▶ _Dataset extract_:
-------
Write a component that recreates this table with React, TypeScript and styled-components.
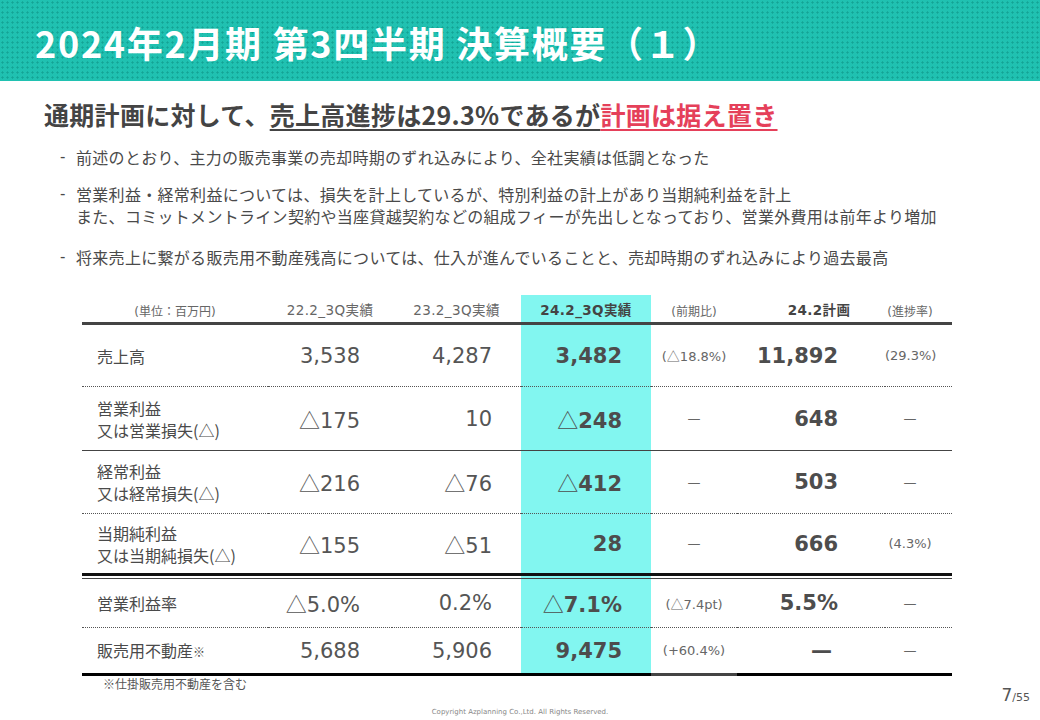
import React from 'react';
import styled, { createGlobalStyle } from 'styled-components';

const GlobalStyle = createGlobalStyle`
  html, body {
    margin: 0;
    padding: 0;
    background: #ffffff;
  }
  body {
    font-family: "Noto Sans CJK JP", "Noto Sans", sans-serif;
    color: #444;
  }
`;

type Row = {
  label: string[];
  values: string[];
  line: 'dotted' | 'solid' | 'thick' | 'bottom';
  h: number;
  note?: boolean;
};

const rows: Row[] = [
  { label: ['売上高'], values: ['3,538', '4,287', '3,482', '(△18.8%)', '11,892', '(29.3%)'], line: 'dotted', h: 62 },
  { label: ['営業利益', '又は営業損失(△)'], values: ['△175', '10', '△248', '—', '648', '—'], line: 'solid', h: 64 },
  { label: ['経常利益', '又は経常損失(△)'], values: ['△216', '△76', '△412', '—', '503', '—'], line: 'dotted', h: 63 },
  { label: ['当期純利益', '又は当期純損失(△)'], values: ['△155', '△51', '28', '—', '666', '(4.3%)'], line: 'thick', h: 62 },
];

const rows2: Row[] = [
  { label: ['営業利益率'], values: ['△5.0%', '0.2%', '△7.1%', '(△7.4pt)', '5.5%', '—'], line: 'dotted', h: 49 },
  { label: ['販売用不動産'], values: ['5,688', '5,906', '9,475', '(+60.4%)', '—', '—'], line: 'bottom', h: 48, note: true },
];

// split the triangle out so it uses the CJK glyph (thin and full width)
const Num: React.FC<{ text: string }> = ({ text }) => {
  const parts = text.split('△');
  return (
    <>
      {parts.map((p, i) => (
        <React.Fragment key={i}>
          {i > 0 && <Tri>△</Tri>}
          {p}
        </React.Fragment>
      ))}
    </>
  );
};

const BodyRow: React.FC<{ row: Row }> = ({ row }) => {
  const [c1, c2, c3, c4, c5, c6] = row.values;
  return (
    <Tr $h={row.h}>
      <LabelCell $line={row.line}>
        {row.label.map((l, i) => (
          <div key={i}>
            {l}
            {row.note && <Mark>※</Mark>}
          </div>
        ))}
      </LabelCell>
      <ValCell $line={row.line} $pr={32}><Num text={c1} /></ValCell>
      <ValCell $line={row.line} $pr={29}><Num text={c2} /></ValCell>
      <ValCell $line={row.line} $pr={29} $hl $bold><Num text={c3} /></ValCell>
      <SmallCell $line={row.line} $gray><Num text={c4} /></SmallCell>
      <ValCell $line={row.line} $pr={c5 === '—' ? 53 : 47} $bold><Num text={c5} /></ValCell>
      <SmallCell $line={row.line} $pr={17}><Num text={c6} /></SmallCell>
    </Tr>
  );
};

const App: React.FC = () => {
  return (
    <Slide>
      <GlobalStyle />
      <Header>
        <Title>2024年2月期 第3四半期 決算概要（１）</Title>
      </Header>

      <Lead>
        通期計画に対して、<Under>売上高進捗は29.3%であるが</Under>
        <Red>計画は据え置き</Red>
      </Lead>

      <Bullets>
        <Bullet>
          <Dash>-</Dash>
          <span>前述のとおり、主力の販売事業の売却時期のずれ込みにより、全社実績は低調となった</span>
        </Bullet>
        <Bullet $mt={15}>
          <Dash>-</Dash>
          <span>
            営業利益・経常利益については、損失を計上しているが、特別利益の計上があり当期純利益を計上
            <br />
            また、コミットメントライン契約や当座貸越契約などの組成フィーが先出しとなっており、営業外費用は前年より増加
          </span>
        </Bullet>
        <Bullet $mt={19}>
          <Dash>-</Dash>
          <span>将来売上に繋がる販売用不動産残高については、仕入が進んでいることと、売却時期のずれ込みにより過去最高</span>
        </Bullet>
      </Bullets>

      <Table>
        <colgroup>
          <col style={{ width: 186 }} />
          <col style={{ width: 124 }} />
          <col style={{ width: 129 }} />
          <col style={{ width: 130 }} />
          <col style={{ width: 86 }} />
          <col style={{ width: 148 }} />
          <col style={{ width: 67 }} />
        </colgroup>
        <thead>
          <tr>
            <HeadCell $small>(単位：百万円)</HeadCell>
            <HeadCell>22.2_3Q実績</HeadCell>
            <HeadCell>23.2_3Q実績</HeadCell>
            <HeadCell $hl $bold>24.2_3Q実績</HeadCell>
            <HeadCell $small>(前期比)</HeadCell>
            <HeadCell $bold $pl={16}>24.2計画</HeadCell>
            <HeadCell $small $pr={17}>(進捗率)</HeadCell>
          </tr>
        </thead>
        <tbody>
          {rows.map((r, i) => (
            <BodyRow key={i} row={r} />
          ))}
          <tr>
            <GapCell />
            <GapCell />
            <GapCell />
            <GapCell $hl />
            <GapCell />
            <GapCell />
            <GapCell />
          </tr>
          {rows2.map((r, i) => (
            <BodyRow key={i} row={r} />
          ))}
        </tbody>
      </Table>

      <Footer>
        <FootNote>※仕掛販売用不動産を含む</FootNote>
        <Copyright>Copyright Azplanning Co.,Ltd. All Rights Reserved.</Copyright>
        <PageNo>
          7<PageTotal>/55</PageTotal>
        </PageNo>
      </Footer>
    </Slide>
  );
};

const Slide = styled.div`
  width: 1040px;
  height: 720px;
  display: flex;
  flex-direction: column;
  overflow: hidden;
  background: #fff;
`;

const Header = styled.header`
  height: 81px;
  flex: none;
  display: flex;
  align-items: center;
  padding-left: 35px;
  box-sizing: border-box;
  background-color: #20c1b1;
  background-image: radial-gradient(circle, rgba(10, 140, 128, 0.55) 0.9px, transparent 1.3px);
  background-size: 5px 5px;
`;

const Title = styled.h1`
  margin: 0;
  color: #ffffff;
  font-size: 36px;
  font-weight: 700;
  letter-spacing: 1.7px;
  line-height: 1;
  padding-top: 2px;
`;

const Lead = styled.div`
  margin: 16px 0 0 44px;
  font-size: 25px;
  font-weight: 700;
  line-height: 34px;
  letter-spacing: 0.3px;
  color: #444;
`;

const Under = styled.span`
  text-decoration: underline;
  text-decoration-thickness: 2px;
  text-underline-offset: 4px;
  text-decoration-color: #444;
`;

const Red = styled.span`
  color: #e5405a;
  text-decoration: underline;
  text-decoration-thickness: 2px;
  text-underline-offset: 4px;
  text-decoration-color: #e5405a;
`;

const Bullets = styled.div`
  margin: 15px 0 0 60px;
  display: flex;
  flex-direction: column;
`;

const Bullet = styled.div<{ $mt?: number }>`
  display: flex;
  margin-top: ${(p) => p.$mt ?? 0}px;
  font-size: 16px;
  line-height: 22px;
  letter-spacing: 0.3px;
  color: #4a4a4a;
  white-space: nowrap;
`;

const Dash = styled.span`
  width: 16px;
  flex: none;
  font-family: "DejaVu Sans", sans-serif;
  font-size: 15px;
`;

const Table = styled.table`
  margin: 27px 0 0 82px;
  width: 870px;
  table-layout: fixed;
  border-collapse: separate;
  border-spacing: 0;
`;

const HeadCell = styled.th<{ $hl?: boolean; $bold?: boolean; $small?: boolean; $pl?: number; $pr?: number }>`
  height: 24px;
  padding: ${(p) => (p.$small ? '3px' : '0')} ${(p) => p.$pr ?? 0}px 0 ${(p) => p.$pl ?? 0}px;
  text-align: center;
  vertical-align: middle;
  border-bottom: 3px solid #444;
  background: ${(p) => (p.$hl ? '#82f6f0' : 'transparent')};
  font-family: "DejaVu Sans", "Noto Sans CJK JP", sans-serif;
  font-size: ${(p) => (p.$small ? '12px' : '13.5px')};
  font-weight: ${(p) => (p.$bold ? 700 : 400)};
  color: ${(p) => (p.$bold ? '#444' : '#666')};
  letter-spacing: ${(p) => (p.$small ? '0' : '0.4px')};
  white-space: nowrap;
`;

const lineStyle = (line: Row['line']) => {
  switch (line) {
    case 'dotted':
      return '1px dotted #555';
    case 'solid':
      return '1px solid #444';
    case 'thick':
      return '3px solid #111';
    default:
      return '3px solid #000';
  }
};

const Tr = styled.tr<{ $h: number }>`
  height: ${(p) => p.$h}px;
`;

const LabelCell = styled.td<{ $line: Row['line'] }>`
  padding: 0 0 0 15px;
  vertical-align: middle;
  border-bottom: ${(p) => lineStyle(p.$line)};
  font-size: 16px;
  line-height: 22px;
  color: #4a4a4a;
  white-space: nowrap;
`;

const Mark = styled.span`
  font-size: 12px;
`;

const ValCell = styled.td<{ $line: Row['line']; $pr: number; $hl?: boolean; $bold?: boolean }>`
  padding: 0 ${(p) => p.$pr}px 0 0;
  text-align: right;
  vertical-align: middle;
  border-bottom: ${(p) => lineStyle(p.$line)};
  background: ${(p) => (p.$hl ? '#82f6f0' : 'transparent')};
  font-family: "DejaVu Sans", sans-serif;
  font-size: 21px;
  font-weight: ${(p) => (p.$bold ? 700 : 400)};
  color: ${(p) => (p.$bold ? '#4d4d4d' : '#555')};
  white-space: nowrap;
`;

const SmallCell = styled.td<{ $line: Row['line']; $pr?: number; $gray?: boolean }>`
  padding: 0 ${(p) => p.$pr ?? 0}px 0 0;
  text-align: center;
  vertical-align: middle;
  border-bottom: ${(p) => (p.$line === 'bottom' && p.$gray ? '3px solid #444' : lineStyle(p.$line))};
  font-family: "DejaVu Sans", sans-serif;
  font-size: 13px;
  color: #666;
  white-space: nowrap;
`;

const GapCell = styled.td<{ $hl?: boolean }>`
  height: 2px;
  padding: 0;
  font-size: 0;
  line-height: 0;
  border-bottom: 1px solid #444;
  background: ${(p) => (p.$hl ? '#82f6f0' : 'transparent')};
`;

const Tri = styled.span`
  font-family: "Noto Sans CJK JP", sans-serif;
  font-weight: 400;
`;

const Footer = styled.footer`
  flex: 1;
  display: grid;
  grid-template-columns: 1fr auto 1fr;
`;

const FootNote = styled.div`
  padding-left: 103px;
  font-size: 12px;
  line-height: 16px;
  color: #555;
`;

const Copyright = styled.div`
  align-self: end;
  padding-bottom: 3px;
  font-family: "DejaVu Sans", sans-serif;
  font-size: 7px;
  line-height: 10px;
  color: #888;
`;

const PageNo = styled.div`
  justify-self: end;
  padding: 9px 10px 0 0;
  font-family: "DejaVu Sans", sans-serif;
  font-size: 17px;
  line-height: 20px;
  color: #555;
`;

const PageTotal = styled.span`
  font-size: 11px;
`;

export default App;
-------
▶ _Task requirements_: Report how many lines in the listing include the word "React". Give nothing but the count.

▶ _Written reply_: 7